In 2021, for Queen Elizabeth II’s 95th Birthday, there was a design produced by Jody Clark of the Queen standing side by side with a British lion. To my mind, it was one of the most beautifully balanced designs, with an incredibly realistic portrait of the Queen and an equally stately image of the British lion. For me, the design looked excellent at a small diameter of 11mm or a large diameter of 89mm. It didn’t matter what size, it looked superb either way.
The re-telling of the tale of the Faerie Queen, which is a very old English Ballard, and the link with that history, mixed with the updating of it was just excellent. When looking at it you categorically knew exactly what it meant and what it was conveying, so for me that is the most memorable, and it made an impression the very moment I saw it.
How has your personal collection of coins changed in 2022?
In 2022, my Queen Elizabeth II series ended, so I was able to rule a line under the different themes of this reign that I’ve been following. I’m now looking at what is coming next, how the coinage of King Charles III will develop, and what will interest me in his reign to influence my future purchases. Some of the themes will continue, and I will continue to purchase gold sovereigns, but it’s also made me look at sovereigns I own of older monarchs and see if I want to update any of them because we now have a new monarch’s portrait for the first time in a long time.
What advice would you give to anyone wanting to purchase coins to gift to their family?
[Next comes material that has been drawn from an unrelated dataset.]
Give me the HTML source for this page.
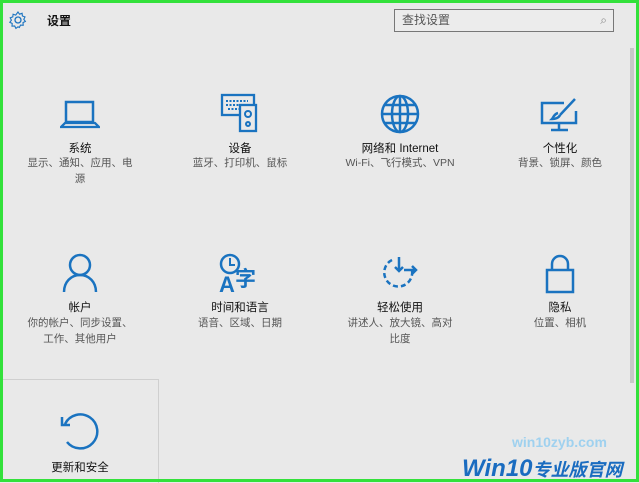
<!DOCTYPE html>
<html><head><meta charset="utf-8"><style>
body{margin:0;width:639px;height:482px;overflow:hidden;background:#e9e9e9;font-family:"Liberation Sans","Noto Sans CJK SC",sans-serif;position:relative}
.frame{position:absolute;left:0;top:0;width:633px;height:476px;border:3px solid #33e13b;}
.t{position:absolute;text-align:center;width:150px;font-size:11.5px;color:#111}
.s{position:absolute;text-align:center;width:106px;font-size:10.5px;color:#555;line-height:16px}
svg{position:absolute}
</style></head><body>
<svg style="left:8px;top:10px" width="20" height="20" viewBox="0 0 20 20"><circle cx="10" cy="10" r="3" fill="none" stroke="#1a73c0" stroke-width="1.3"/><path d="M10 2l1.5 2.2 2.6-.9.3 2.7 2.6.9-1.2 2.4 1.6 2.1-2.4 1.2.2 2.7-2.7-.2-1.2 2.4L10 16.8l-2.1 1.6-1.2-2.4-2.7.2.2-2.7L1.8 12.3l1.6-2.1L2.2 7.8l2.6-.9.3-2.7 2.6.9z" fill="none" stroke="#1a73c0" stroke-width="1.1"/></svg>
<div style="position:absolute;left:47px;top:12px;font-size:12px;font-weight:bold;color:#111">设置</div>
<div style="position:absolute;left:394px;top:9px;width:218px;height:21px;border:1px solid #777;background:#ececec;font-size:12px;color:#555;line-height:21px;text-indent:7px">查找设置<span style="position:absolute;right:6px;color:#888">⌕</span></div>
<div style="position:absolute;left:630px;top:48px;width:4px;height:335px;background:#c8c8c8"></div>
<svg style="left:60px;top:100px" width="40" height="30" viewBox="0 0 40 30"><rect x="6" y="2" width="27" height="20" fill="none" stroke="#1a73c0" stroke-width="2.5"/><path d="M1 27h38l-4-4H5z" fill="none" stroke="#1a73c0" stroke-width="2.3"/></svg>
<svg style="left:220px;top:93px" width="40" height="40" viewBox="0 0 40 40"><rect x="2" y="2" width="32" height="20" fill="none" stroke="#1a73c0" stroke-width="2.3"/><path d="M6 8h22M6 12h22M8 16h18" stroke="#1a73c0" stroke-width="2" stroke-dasharray="2 1.5"/><rect x="20" y="12" width="16" height="26" fill="#e9e9e9" stroke="#1a73c0" stroke-width="2.3"/><circle cx="28" cy="21" r="3" fill="none" stroke="#1a73c0" stroke-width="2"/><circle cx="28" cy="31" r="2" fill="none" stroke="#1a73c0" stroke-width="2"/></svg>
<svg style="left:380px;top:94px" width="40" height="40" viewBox="0 0 40 40"><g fill="none" stroke="#1a73c0" stroke-width="2.5"><circle cx="20" cy="20" r="18"/><ellipse cx="20" cy="20" rx="8" ry="18"/><path d="M2 20h36M5 11h30M5 29h30M20 2v36"/></g></svg>
<svg style="left:540px;top:97px" width="40" height="36" viewBox="0 0 40 36"><g fill="none" stroke="#1a73c0" stroke-width="2.5"><path d="M24 6H2v20h34V14"/><path d="M19 26v6M11 33h17"/><path d="M35 2L20 18M18 16c-4 1-5 5-6 6 3 0 7-1 8-4"/></g></svg>
<div class="t" style="left:5px;top:140px">系统</div><div class="s" style="left:27px;top:155px">显示、通知、应用、电源</div>
<div class="t" style="left:165px;top:140px">设备</div><div class="s" style="left:177px;top:155px;width:126px">蓝牙、打印机、鼠标</div>
<div class="t" style="left:325px;top:140px">网络和 Internet</div><div class="s" style="left:310px;top:155px;width:180px">Wi-Fi、飞行模式、VPN</div>
<div class="t" style="left:485px;top:140px">个性化</div><div class="s" style="left:497px;top:155px;width:126px">背景、锁屏、颜色</div>
<svg style="left:62px;top:253px" width="36" height="40" viewBox="0 0 36 40"><g fill="none" stroke="#1a73c0" stroke-width="2.5"><circle cx="18" cy="12" r="10"/><path d="M2 39c0-10 7-17 16-17s16 7 16 17"/></g></svg>
<svg style="left:218px;top:253px" width="46" height="40" viewBox="0 0 46 40"><circle cx="12" cy="11" r="9" fill="none" stroke="#1a73c0" stroke-width="2.5"/><path d="M12 5v7h5" fill="none" stroke="#1a73c0" stroke-width="2"/><text x="1" y="39" font-size="22" font-weight="bold" fill="#1a73c0" font-family="Liberation Sans">A</text><text x="17" y="33" font-size="21" font-weight="bold" fill="#1a73c0" font-family="Noto Sans CJK SC">字</text></svg>
<svg style="left:380px;top:256px" width="40" height="36" viewBox="0 0 40 36"><g fill="none" stroke="#1a73c0" stroke-width="2.5"><path d="M12 4A14 14 0 1 0 32 14" stroke-dasharray="5 3"/><path d="M19 1v14M15 11l4 4 4-4M24 14h12M32 10l4 4-4 4"/></g></svg>
<svg style="left:545px;top:254px" width="30" height="40" viewBox="0 0 30 40"><g fill="none" stroke="#1a73c0" stroke-width="2.5"><path d="M7 16V10a8 8 0 0 1 16 0v6"/><rect x="2" y="16" width="26" height="22"/></g></svg>
<div class="t" style="left:5px;top:299px">帐户</div><div class="s" style="left:27px;top:315px">你的帐户、同步设置、工作、其他用户</div>
<div class="t" style="left:165px;top:299px">时间和语言</div><div class="s" style="left:177px;top:315px;width:126px">语音、区域、日期</div>
<div class="t" style="left:325px;top:299px">轻松使用</div><div class="s" style="left:347px;top:315px">讲述人、放大镜、高对比度</div>
<div class="t" style="left:485px;top:299px">隐私</div><div class="s" style="left:497px;top:315px;width:126px">位置、相机</div>
<div style="position:absolute;left:3px;top:379px;width:155px;height:103px;border-top:1px solid #cfcfcf;border-right:1px solid #cfcfcf"></div>
<svg style="left:59px;top:412px" width="42" height="42" viewBox="0 0 42 42"><g fill="none" stroke="#1a73c0" stroke-width="2.5"><path d="M6 12A17 17 0 1 1 8 30"/><path d="M3 5v8h8"/></g></svg>
<div class="t" style="left:5px;top:459px">更新和安全</div>
<div style="position:absolute;left:462px;top:455px;font:italic bold 24px 'Liberation Sans',sans-serif;color:#1a6cc0;white-space:nowrap">Win10<span style="font-size:18px;font-family:'Noto Sans CJK SC'">专业版官网</span></div>
<div style="position:absolute;left:512px;top:434px;font-size:14px;color:#9fd1ef;font-weight:bold">win10zyb.com</div>
<div class="frame"></div>
</body></html>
Firstly, it is an excellent gesture to buy coins as a gift to your family, but ultimately you have to be a bit selfish and buy what you like because chances are when they are gifted to family, they will remember the coin because of what it tells them about you and why you might have bought it. For example, if you like military themes, then buy them coins with military themes and that’s what will stay with them about you. Don’t buy something you think they will like, that’s their job, they can buy that for themselves. You should buy them something that is of you as a gift.